--- What you are asked to do ---
For each line below that contains the string "full", copy that line.

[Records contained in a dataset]
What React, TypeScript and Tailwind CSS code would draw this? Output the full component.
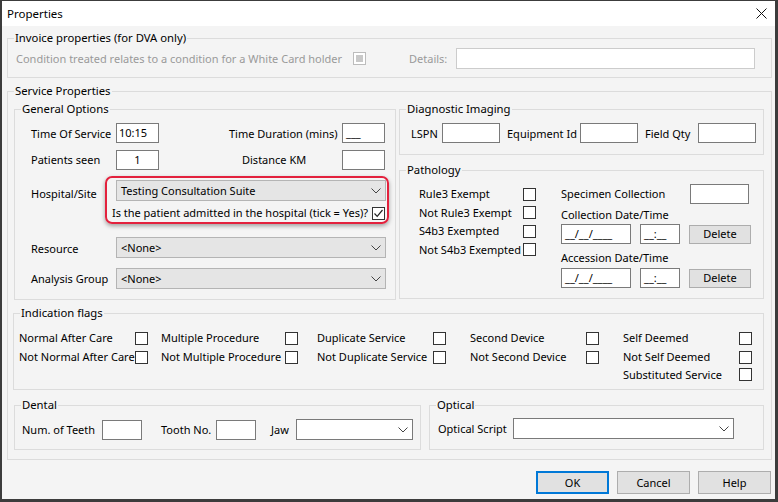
import type { ReactNode } from "react";

function Group({ title, className, children }: { title: string; className: string; children?: ReactNode }) {
  return (
    <fieldset className={`border border-[#dcdcdc] p-0 m-0 min-w-0 ${className}`}>
      <legend className="ml-[6px] px-[1px] text-[11.3px] leading-[16px]">{title}</legend>
      {children}
    </fieldset>
  );
}

function Check({ checked = false, disabled = false }: { checked?: boolean; disabled?: boolean }) {
  if (disabled) {
    return (
      <div className="w-[13px] h-[13px] shrink-0 border border-[#bcbcbc] bg-white flex items-center justify-center">
        <div className="w-[7px] h-[7px] bg-[#c8c8c8]" />
      </div>
    );
  }
  return (
    <div className="w-[13px] h-[13px] shrink-0 border border-[#333] bg-white flex items-center justify-center">
      {checked && (
        <svg width="11" height="11" viewBox="0 0 11 11">
          <polyline points="1.5,5.5 4.2,8.3 9.5,2" fill="none" stroke="#222" strokeWidth="1.2" />
        </svg>
      )}
    </div>
  );
}

function Field({ className, children }: { className: string; children?: ReactNode }) {
  return (
    <div className={`h-[20px] shrink-0 border border-[#7a7a7a] bg-white flex items-center ${className}`}>
      {children}
    </div>
  );
}

function Chevron() {
  return (
    <svg width="10" height="6" viewBox="0 0 10 6" className="shrink-0">
      <polyline points="0.5,0.5 5,5 9.5,0.5" fill="none" stroke="#444" strokeWidth="1" />
    </svg>
  );
}

function Select({ value, white = false, className }: { value?: string; white?: boolean; className: string }) {
  return (
    <div
      className={`h-[21px] shrink-0 border flex items-center justify-between pl-[4px] pr-[4px] ${
        white ? "bg-white border-[#7a7a7a]" : "bg-[#e5e5e5] border-[#b4b4b4]"
      } ${className}`}
    >
      <span className="whitespace-nowrap">{value}</span>
      <Chevron />
    </div>
  );
}

function Btn({ label, primary = false, className }: { label: string; primary?: boolean; className: string }) {
  return (
    <div
      className={`bg-[#e1e1e1] flex items-center justify-center ${
        primary ? "border-2 border-[#0078d7]" : "border border-[#adadad]"
      } ${className}`}
    >
      {label}
    </div>
  );
}

function Flag({ label, w }: { label: string; w: string }) {
  return (
    <div className="flex items-center">
      <span className={`whitespace-nowrap ${w}`}>{label}</span>
      <Check />
    </div>
  );
}

export default function App() {
  return (
    <div
      className="w-[778px] h-[502px] bg-[#3c3c3c] pl-[2px] pt-[1px] pr-[3px] pb-[3px] text-[11px] leading-[16px] text-black"
      style={{ fontFamily: '"Noto Sans", "Open Sans", sans-serif' }}
    >
      <div className="w-full h-full flex flex-col bg-[#f4f4f4]">
        {/* title bar */}
        <div className="h-[25px] bg-white flex items-center justify-between pl-[5px] pr-[8px] shrink-0">
          <span className="text-[11.5px]">Properties</span>
          <svg width="11" height="11" viewBox="0 0 11 11">
            <path d="M0.5 0.5 L10.5 10.5 M10.5 0.5 L0.5 10.5" stroke="#111" strokeWidth="1" />
          </svg>
        </div>

        {/* invoice properties */}
        <Group title="Invoice properties (for DVA only)" className="ml-[5px] mt-[4px] w-[765px] h-[48px]">
          <div className="mt-[2px] h-[21px] flex items-center pl-[8px] text-[#9a9a9a]">
            <span className="whitespace-nowrap w-[337px]">Condition treated relates to a condition for a White Card holder</span>
            <Check disabled />
            <span className="ml-[43px] w-[47px]">Details:</span>
            <div className="w-[299px] h-[21px] border border-[#cccccc] bg-white" />
          </div>
        </Group>

        {/* service properties */}
        <Group title="Service Properties" className="ml-[5px] mt-[5px] w-[765px] h-[377px]">
          <div className="flex mt-[2px]">
            {/* general options */}
            <Group title="General Options" className="ml-[6px] w-[382px] h-[199px]">
              <div className="pl-[16px]">
                <div className="mt-[6px] flex items-center h-[20px]">
                  <span className="w-[85px] whitespace-nowrap pt-[1px]">Time Of Service</span>
                  <Field className="w-[43px] pl-[2px]">10:15</Field>
                  <span className="w-[183px] pl-[70px] whitespace-nowrap pt-[1px]">Time Duration (mins)</span>
                  <Field className="w-[43px] pl-[3px]">___</Field>
                </div>
                <div className="mt-[7px] flex items-center h-[20px]">
                  <span className="w-[85px] whitespace-nowrap">Patients seen</span>
                  <Field className="w-[43px] justify-center">1</Field>
                  <span className="w-[183px] pl-[83px] whitespace-nowrap">Distance KM</span>
                  <Field className="w-[43px]" />
                </div>
                <div className="mt-[6px] flex items-start">
                  <span className="w-[74px] mt-[10px] whitespace-nowrap">Hospital/Site</span>
                  <div className="w-[284px] h-[48px] border-2 border-[#e3213d] rounded-[7px] shadow-[0_2px_4px_rgba(0,0,0,0.35)] pl-[9px] pt-[2px]">
                    <Select value="Testing Consultation Suite" className="w-[270px]" />
                    <div className="mt-[4px] h-[16px] flex items-center justify-end gap-[4px] pr-[2px] -ml-[5px]">
                      <span className="whitespace-nowrap">Is the patient admitted in the hospital (tick = Yes)?</span>
                      <Check checked />
                    </div>
                  </div>
                </div>
                <div className="mt-[13px] flex items-center">
                  <span className="w-[85px] whitespace-nowrap pt-[3px]">Resource</span>
                  <Select value="<None>" className="w-[270px]" />
                </div>
                <div className="mt-[10px] flex items-center">
                  <span className="w-[85px] whitespace-nowrap">Analysis Group</span>
                  <Select value="<None>" className="w-[270px]" />
                </div>
              </div>
            </Group>

            {/* right column */}
            <div className="ml-[3px] flex flex-col">
              <Group title="Diagnostic Imaging" className="w-[365px] h-[54px]">
                <div className="mt-[6px] flex items-center pl-[11px]">
                  <span className="w-[31px] pt-[1px]">LSPN</span>
                  <Field className="w-[58px]" />
                  <span className="ml-[7px] w-[73px] whitespace-nowrap pt-[1px]">Equipment Id</span>
                  <Field className="w-[58px]" />
                  <span className="ml-[7px] w-[53px] whitespace-nowrap pt-[1px]">Field Qty</span>
                  <Field className="w-[58px]" />
                </div>
              </Group>

              <Group title="Pathology" className="mt-[7px] w-[365px] h-[137px]">
                <div className="flex pl-[19px]">
                  <div className="mt-[7px] flex flex-col">
                    {["Rule3 Exempt", "Not Rule3 Exempt", "S4b3 Exempted", "Not S4b3 Exempted"].map((l) => (
                      <div key={l} className="h-[18.5px] flex items-center">
                        <span className="w-[104px] whitespace-nowrap">{l}</span>
                        <Check />
                      </div>
                    ))}
                  </div>
                  <div className="ml-[25px] flex flex-col">
                    <div className="mt-[6px] flex items-center">
                      <span className="w-[129px] whitespace-nowrap">Specimen Collection</span>
                      <Field className="w-[59px]" />
                    </div>
                    <div className="mt-[3px] whitespace-nowrap">Collection Date/Time</div>
                    <div className="mt-[1px] flex items-center">
                      <Field className="w-[70px] pl-[3px]">__/__/____</Field>
                      <Field className="ml-[9px] w-[40px] pl-[3px]">__:__</Field>
                      <Btn label="Delete" className="ml-[9px] w-[62px] h-[19px]" />
                    </div>
                    <div className="mt-[6px] whitespace-nowrap">Accession Date/Time</div>
                    <div className="mt-[2px] flex items-center">
                      <Field className="w-[70px] pl-[3px]">__/__/____</Field>
                      <Field className="ml-[9px] w-[40px] pl-[3px]">__:__</Field>
                      <Btn label="Delete" className="ml-[9px] w-[62px] h-[19px]" />
                    </div>
                  </div>
                </div>
              </Group>
            </div>
          </div>

          {/* indication flags */}
          <Group title="Indication flags" className="ml-[5px] mt-[5px] w-[751px] h-[85px]">
            <div className="mt-[7.5px] pl-[5px] grid grid-cols-[142px_156px_153px_153px_130px] auto-rows-[19px]">
              <Flag label="Normal After Care" w="w-[116px]" />
              <Flag label="Multiple Procedure" w="w-[124px]" />
              <Flag label="Duplicate Service" w="w-[116px]" />
              <Flag label="Second Device" w="w-[116px]" />
              <Flag label="Self Deemed" w="w-[116px]" />
              <Flag label="Not Normal After Care" w="w-[116px]" />
              <Flag label="Not Multiple Procedure" w="w-[124px]" />
              <Flag label="Not Duplicate Service" w="w-[116px]" />
              <Flag label="Not Second Device" w="w-[116px]" />
              <Flag label="Not Self Deemed" w="w-[116px]" />
              <div className="col-start-5">
                <Flag label="Substituted Service" w="w-[116px]" />
              </div>
            </div>
          </Group>

          <div className="flex mt-[7px]">
            <Group title="Dental" className="ml-[6px] w-[407px] h-[53px]">
              <div className="mt-[6px] flex items-center pl-[7px]">
                <span className="w-[80px] whitespace-nowrap">Num. of Teeth</span>
                <Field className="w-[40px]" />
                <span className="ml-[19px] w-[55px] whitespace-nowrap">Tooth No.</span>
                <Field className="w-[40px]" />
                <span className="ml-[15px] w-[25px]">Jaw</span>
                <Select white className="w-[117px] h-[20px]" />
              </div>
            </Group>
            <Group title="Optical" className="ml-[8px] w-[335px] h-[53px]">
              <div className="mt-[5px] flex items-center pl-[8px]">
                <span className="w-[75px] whitespace-nowrap">Optical Script</span>
                <Select white className="w-[221px] h-[20px]" />
              </div>
            </Group>
          </div>
        </Group>

        {/* buttons */}
        <div className="mt-[11px] flex justify-end gap-[8px] pr-[4px]">
          <Btn label="OK" primary className="w-[73px] h-[23px]" />
          <Btn label="Cancel" className="w-[73px] h-[23px]" />
          <Btn label="Help" className="w-[73px] h-[23px]" />
        </div>
      </div>
    </div>
  );
}
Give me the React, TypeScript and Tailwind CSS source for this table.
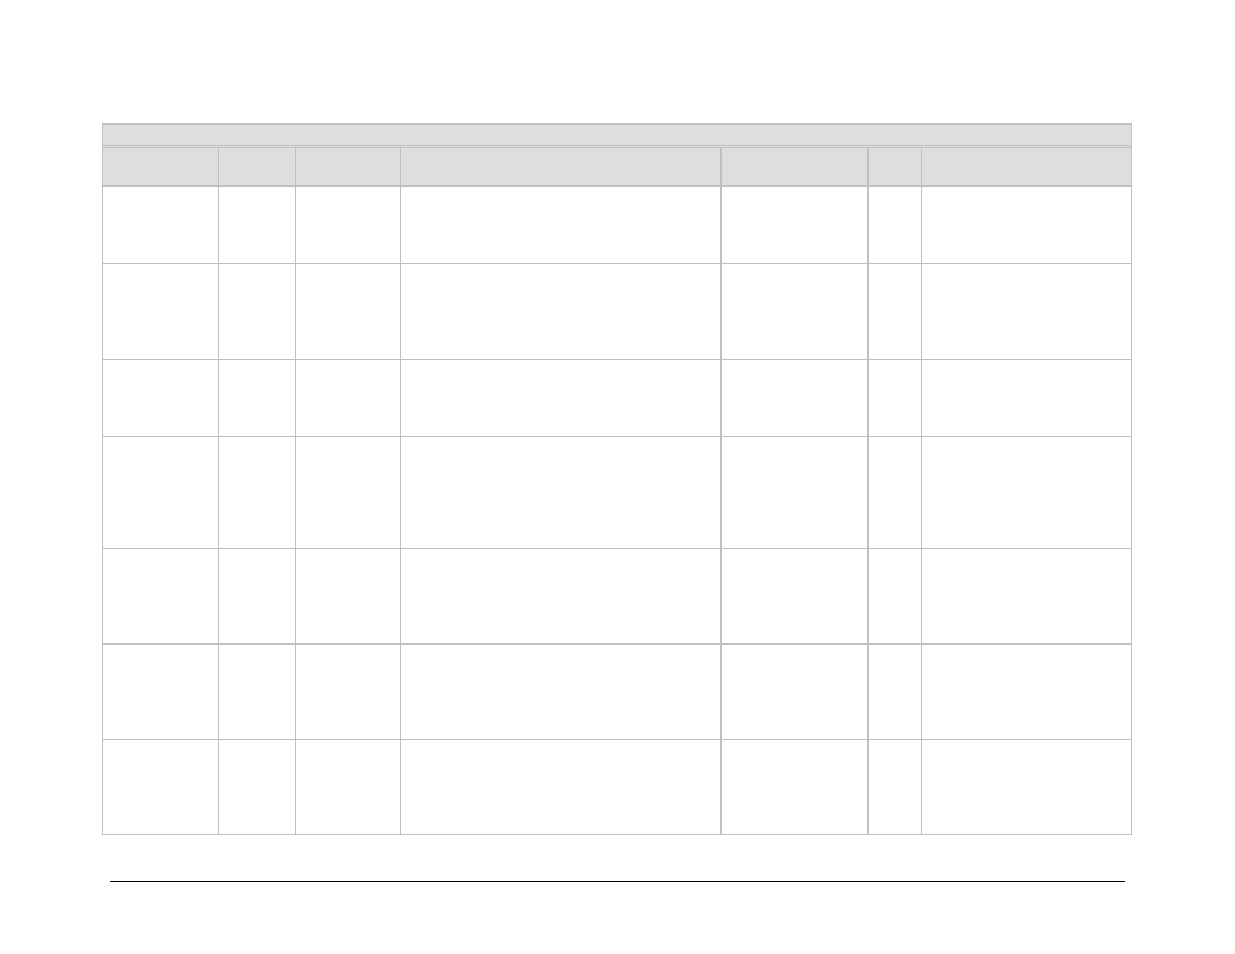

--- Task response ---
What React, TypeScript and Tailwind CSS code would draw this? Output the full component.
      <div className="w-full h-full flex flex-col bg-[#f4f4f4]">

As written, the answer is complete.